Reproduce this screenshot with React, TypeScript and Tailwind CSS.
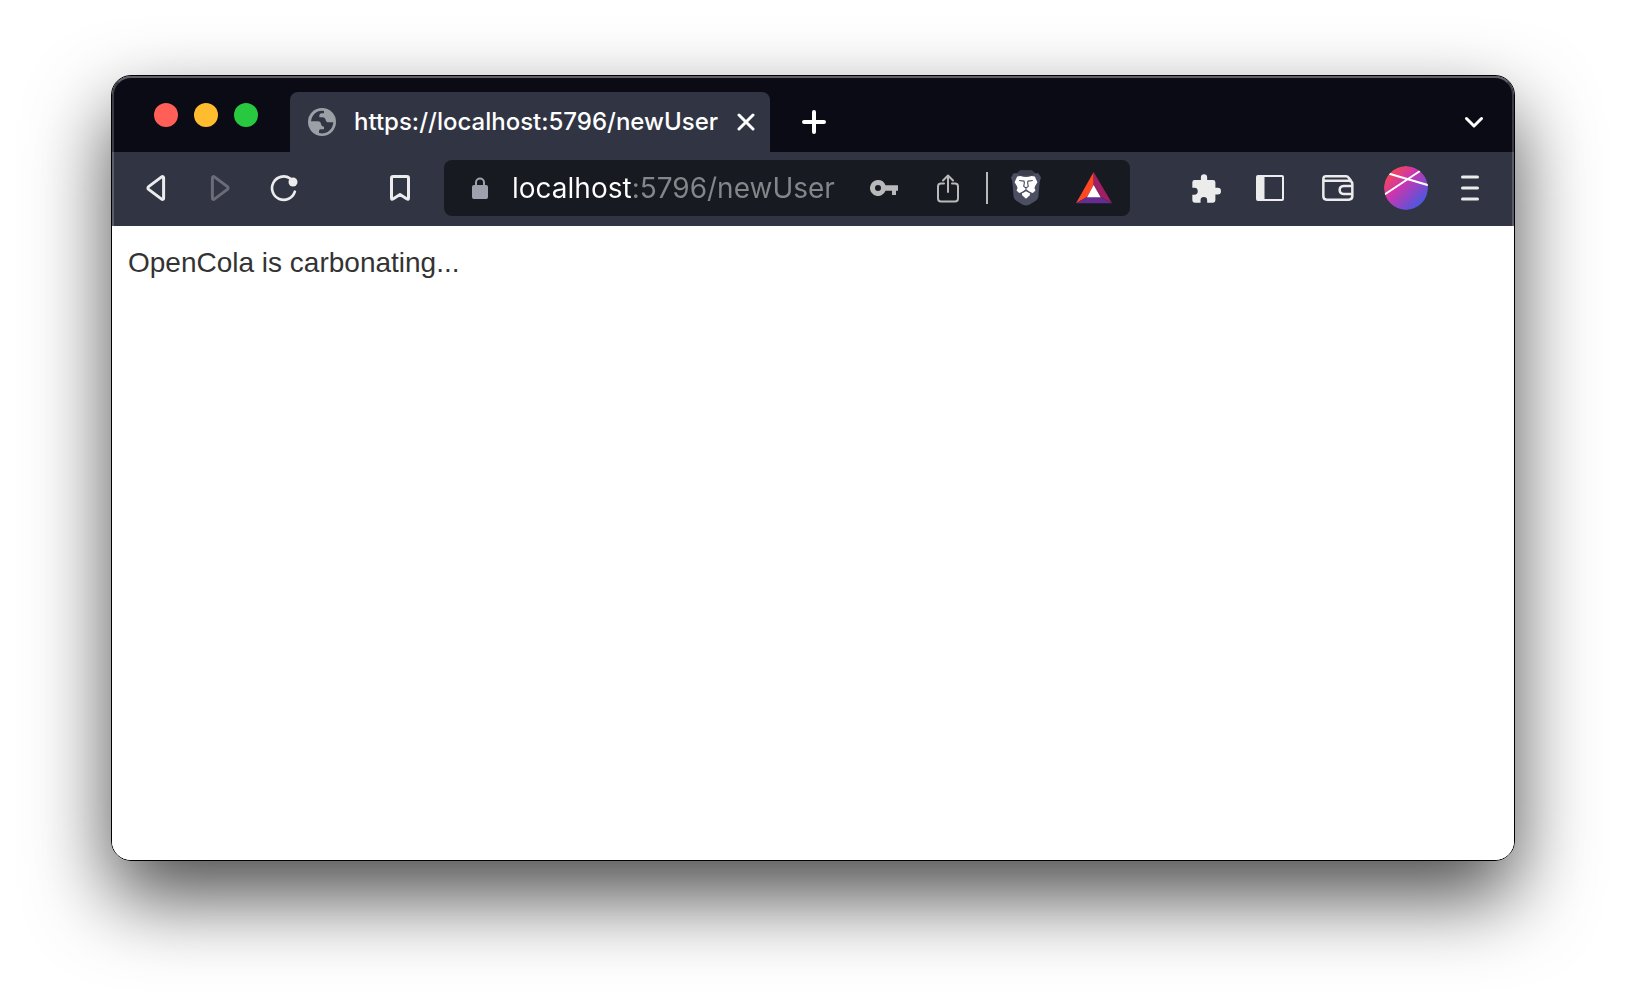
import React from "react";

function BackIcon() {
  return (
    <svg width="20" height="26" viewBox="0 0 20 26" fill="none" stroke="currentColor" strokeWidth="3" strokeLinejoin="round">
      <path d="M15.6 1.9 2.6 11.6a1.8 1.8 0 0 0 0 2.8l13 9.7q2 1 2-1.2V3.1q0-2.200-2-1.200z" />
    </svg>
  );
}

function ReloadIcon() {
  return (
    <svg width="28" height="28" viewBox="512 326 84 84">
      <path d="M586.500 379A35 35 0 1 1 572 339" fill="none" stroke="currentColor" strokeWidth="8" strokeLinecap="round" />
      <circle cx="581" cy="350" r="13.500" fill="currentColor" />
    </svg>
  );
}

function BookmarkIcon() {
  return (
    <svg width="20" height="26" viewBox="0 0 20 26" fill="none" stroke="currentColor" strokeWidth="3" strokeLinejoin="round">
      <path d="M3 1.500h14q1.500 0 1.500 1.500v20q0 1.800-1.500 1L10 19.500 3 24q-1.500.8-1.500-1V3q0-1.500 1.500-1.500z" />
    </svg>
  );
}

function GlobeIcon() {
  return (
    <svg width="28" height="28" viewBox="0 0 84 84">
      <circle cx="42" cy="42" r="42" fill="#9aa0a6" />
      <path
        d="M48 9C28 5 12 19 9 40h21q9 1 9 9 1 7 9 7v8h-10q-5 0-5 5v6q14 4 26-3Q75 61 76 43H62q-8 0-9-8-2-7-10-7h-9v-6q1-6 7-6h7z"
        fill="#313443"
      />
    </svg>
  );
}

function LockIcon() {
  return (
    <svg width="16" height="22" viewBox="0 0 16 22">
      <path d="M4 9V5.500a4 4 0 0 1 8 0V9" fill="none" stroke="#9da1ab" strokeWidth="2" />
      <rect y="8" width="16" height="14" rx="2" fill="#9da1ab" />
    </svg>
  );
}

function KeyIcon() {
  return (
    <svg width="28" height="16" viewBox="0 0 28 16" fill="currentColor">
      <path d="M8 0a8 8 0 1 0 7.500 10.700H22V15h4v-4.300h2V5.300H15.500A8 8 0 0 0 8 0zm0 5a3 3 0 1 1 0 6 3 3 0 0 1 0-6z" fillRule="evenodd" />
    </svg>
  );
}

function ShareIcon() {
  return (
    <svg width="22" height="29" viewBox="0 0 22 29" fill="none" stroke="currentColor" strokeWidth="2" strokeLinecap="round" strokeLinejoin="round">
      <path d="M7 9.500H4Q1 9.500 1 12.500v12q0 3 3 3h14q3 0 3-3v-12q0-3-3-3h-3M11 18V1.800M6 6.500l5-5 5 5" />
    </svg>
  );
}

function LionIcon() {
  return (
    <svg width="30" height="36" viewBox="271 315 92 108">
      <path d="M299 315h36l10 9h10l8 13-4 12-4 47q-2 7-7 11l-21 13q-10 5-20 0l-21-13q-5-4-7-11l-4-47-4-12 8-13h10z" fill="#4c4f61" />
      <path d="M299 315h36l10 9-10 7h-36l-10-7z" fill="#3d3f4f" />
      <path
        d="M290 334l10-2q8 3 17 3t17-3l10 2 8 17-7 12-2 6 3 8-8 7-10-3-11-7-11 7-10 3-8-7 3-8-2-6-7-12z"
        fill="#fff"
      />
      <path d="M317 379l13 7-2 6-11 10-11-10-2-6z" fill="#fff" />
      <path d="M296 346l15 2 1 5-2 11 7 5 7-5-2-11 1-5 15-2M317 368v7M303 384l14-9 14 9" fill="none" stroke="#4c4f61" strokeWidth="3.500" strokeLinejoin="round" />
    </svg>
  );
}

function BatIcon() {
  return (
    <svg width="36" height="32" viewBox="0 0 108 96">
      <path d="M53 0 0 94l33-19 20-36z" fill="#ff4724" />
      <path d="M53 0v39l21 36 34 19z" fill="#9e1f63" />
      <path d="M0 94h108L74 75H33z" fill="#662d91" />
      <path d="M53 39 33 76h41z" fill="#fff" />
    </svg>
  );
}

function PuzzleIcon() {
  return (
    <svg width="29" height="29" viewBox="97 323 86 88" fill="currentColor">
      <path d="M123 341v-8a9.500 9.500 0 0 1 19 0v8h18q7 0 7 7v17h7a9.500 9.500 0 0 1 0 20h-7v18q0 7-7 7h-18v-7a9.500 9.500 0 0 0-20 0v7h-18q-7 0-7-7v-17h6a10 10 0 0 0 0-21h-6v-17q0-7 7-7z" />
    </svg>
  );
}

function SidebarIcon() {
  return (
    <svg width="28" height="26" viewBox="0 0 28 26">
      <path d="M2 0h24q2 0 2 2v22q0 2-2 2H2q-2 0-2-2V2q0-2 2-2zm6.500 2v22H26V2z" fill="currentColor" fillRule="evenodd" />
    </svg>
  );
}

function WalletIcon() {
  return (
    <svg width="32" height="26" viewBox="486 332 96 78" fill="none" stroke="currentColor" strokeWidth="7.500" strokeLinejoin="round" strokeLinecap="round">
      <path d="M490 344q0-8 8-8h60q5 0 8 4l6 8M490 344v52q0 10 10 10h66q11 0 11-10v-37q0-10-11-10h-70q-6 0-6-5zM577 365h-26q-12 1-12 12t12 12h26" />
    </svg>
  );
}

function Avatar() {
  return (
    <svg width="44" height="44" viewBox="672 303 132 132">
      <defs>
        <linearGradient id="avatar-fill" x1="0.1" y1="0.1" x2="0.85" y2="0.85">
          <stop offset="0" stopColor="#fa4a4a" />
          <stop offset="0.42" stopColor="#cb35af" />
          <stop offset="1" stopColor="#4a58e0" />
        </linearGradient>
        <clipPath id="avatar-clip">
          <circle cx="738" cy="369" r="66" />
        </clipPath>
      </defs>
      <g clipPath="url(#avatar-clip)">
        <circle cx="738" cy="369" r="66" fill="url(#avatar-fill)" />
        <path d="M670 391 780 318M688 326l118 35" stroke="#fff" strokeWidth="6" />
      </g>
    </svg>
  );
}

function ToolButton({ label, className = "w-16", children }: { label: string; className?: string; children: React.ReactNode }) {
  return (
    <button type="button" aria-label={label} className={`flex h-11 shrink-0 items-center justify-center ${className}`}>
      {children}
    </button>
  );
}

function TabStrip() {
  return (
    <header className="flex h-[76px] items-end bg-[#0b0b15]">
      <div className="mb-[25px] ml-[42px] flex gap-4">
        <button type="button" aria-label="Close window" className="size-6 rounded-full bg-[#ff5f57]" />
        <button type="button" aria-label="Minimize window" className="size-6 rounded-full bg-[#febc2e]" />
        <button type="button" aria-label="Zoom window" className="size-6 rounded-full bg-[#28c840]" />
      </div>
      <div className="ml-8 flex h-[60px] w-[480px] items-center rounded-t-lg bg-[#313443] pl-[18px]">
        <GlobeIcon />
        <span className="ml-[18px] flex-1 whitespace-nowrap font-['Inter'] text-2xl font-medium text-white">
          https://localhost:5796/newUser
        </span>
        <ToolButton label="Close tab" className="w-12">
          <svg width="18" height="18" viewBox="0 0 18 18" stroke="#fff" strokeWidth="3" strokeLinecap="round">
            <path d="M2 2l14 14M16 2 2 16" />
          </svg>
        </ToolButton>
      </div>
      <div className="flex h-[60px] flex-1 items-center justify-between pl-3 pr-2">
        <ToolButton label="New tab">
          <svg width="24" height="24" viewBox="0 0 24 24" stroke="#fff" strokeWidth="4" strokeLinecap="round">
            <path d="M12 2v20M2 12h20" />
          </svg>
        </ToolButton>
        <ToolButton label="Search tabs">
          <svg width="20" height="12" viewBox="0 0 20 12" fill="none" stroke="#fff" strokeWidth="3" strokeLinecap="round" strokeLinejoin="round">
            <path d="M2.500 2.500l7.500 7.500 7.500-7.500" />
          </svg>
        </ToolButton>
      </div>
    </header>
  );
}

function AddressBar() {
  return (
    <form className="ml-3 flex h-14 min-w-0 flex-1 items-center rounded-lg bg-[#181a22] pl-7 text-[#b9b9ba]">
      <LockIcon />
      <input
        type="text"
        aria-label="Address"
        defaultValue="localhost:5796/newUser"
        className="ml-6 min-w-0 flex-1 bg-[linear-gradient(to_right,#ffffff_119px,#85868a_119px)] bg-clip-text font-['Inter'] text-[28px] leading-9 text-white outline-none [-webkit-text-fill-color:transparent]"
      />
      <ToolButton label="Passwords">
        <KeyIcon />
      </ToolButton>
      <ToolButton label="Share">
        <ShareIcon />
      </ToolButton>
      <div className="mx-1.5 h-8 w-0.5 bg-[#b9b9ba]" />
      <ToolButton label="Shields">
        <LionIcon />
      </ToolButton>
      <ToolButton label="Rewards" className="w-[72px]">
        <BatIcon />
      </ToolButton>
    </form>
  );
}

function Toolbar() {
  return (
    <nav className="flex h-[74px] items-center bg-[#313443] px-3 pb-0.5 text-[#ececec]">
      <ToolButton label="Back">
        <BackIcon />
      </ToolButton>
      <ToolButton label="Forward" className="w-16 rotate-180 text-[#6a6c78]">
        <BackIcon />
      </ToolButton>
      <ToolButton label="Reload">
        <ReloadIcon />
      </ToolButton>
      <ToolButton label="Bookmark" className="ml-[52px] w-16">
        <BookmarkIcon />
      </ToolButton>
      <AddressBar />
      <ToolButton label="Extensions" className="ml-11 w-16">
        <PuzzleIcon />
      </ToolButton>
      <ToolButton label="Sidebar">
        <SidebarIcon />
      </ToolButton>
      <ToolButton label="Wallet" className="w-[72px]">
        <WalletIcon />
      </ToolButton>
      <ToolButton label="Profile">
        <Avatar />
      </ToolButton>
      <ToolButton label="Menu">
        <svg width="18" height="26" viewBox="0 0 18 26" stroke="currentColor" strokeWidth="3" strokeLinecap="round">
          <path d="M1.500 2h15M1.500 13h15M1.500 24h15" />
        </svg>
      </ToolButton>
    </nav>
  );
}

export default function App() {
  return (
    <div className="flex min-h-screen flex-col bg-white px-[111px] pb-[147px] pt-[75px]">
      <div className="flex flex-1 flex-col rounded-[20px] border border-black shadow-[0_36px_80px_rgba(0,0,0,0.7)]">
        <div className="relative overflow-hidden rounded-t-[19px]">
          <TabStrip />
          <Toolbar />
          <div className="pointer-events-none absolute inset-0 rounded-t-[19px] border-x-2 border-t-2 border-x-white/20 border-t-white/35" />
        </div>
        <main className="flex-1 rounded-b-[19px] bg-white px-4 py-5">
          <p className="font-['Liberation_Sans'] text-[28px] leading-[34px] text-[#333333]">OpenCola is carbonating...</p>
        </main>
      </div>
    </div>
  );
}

...

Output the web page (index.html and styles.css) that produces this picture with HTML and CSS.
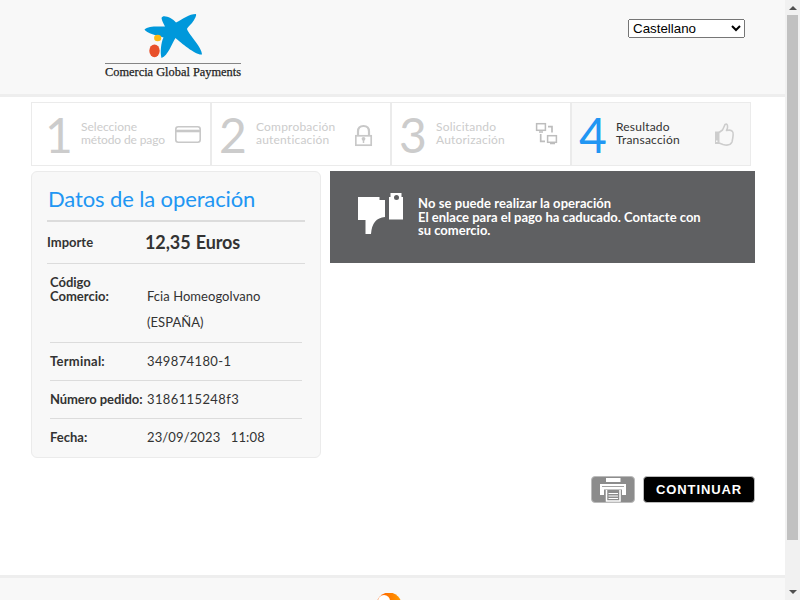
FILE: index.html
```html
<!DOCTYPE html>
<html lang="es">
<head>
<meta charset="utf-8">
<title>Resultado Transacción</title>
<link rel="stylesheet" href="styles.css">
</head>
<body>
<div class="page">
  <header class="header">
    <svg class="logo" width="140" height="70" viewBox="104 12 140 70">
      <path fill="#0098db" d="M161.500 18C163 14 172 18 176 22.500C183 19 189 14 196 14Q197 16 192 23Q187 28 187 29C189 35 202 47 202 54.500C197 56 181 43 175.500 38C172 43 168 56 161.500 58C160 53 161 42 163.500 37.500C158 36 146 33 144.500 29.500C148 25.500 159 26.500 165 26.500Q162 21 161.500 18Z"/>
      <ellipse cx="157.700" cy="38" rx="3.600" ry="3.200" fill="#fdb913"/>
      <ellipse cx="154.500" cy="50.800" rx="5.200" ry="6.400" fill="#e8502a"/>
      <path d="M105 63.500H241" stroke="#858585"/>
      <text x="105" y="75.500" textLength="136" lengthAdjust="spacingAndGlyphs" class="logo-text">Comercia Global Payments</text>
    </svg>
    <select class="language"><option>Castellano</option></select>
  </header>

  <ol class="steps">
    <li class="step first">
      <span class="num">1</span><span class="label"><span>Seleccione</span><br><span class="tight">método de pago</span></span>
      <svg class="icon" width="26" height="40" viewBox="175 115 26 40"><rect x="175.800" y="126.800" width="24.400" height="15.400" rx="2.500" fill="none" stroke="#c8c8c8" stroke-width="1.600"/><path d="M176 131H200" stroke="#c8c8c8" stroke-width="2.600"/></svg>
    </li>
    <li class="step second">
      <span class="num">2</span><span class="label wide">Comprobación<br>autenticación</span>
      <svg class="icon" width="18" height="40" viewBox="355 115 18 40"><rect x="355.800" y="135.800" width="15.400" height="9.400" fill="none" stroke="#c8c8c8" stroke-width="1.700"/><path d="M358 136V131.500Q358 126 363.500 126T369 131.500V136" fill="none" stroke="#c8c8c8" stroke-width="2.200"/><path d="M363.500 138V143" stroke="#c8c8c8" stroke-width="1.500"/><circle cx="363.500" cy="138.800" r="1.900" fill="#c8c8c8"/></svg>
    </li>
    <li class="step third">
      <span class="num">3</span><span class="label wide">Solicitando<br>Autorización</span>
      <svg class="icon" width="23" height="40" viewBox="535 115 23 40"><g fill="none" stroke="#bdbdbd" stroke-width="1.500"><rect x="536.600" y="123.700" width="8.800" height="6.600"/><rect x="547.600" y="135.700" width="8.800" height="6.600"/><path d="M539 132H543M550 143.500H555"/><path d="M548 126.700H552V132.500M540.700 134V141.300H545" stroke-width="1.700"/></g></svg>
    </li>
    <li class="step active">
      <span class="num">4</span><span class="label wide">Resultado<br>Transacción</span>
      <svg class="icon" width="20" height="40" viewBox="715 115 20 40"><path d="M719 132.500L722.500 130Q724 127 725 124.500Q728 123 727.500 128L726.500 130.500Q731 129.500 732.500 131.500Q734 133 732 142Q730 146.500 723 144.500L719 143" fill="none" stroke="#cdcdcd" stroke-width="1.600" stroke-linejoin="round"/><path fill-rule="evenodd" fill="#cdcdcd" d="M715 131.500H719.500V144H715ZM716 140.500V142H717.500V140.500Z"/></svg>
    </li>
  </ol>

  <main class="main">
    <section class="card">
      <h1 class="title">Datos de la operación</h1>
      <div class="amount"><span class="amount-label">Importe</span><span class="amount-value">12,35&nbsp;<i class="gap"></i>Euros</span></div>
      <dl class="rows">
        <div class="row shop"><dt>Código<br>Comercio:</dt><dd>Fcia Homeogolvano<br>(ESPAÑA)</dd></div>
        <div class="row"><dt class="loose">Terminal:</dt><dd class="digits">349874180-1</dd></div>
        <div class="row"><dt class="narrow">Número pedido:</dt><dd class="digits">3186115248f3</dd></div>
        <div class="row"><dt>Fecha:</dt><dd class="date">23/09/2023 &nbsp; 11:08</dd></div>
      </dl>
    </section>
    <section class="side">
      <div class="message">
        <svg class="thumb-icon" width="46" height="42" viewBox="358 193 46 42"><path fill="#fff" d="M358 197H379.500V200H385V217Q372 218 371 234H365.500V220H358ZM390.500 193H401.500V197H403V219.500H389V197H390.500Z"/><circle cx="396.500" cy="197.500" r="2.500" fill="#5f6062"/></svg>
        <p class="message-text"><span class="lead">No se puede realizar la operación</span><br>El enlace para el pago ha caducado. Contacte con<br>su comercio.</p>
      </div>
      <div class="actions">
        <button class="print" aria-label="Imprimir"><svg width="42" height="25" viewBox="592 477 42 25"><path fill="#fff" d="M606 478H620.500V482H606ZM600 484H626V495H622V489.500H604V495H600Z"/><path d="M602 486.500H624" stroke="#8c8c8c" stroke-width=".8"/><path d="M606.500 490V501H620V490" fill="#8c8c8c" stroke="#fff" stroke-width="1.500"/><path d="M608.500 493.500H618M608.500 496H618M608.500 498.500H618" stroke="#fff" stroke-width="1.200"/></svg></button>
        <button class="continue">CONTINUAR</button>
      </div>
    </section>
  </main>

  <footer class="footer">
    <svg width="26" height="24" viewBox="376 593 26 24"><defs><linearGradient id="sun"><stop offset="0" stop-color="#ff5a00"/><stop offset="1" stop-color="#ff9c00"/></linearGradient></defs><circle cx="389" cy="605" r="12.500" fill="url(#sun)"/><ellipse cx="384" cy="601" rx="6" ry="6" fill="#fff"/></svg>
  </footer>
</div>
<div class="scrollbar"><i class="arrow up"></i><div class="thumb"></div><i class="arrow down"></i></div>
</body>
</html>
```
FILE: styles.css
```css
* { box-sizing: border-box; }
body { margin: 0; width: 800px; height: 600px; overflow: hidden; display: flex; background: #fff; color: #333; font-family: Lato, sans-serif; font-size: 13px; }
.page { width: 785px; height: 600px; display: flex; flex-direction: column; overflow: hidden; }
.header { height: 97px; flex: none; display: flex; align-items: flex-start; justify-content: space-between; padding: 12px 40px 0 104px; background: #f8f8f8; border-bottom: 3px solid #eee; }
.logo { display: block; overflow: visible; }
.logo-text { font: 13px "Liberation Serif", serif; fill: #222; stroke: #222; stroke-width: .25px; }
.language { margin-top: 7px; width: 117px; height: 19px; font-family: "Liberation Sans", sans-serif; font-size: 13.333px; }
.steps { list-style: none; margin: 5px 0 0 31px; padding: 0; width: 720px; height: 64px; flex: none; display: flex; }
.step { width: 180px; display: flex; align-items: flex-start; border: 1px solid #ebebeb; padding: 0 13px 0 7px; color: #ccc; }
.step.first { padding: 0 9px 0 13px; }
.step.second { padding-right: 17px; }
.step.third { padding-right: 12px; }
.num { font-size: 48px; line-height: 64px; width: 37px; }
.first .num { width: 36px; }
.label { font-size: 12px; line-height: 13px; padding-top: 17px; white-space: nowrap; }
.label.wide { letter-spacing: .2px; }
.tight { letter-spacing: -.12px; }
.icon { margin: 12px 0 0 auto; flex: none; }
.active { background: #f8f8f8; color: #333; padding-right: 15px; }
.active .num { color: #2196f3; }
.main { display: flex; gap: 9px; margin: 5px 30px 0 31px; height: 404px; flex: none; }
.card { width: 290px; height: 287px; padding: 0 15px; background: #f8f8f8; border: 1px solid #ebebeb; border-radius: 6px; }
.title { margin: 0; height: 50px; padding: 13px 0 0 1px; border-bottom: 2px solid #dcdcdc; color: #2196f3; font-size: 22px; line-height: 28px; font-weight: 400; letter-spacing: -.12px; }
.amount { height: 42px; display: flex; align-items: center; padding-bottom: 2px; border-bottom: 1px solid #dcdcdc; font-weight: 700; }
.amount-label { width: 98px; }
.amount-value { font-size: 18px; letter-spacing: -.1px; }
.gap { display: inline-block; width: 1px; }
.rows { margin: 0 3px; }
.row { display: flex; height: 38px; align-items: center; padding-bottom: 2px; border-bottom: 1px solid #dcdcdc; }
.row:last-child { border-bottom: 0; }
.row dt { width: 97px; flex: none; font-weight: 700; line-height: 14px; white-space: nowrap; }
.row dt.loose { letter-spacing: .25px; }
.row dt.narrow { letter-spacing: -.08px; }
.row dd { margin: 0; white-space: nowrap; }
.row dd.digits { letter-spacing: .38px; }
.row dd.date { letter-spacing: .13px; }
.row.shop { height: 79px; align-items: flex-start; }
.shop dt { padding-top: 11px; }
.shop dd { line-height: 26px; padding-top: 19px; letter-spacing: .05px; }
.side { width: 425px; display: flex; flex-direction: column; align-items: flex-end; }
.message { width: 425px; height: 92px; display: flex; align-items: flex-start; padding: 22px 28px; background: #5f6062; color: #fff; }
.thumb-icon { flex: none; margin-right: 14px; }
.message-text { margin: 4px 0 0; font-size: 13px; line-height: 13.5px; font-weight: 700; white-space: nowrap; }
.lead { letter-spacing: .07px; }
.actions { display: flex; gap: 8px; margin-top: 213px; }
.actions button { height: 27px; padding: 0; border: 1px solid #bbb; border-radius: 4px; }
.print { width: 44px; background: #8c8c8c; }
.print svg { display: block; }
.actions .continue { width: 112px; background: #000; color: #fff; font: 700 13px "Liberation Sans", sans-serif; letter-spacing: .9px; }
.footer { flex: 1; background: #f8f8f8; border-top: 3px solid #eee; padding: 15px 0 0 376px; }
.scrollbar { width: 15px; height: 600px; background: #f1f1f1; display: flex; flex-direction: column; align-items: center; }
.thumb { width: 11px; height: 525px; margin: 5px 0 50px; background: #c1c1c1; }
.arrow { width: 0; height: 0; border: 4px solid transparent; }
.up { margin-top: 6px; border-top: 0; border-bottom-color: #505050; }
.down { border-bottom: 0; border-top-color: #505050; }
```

**Written instruction:**
Identify the lines of the data that contain the word "this". Copy each of them.

**Solution below:**
Reproduce this screenshot with React, TypeScript and Tailwind CSS.
Output the web page (index.html and styles.css) that produces this picture with HTML and CSS.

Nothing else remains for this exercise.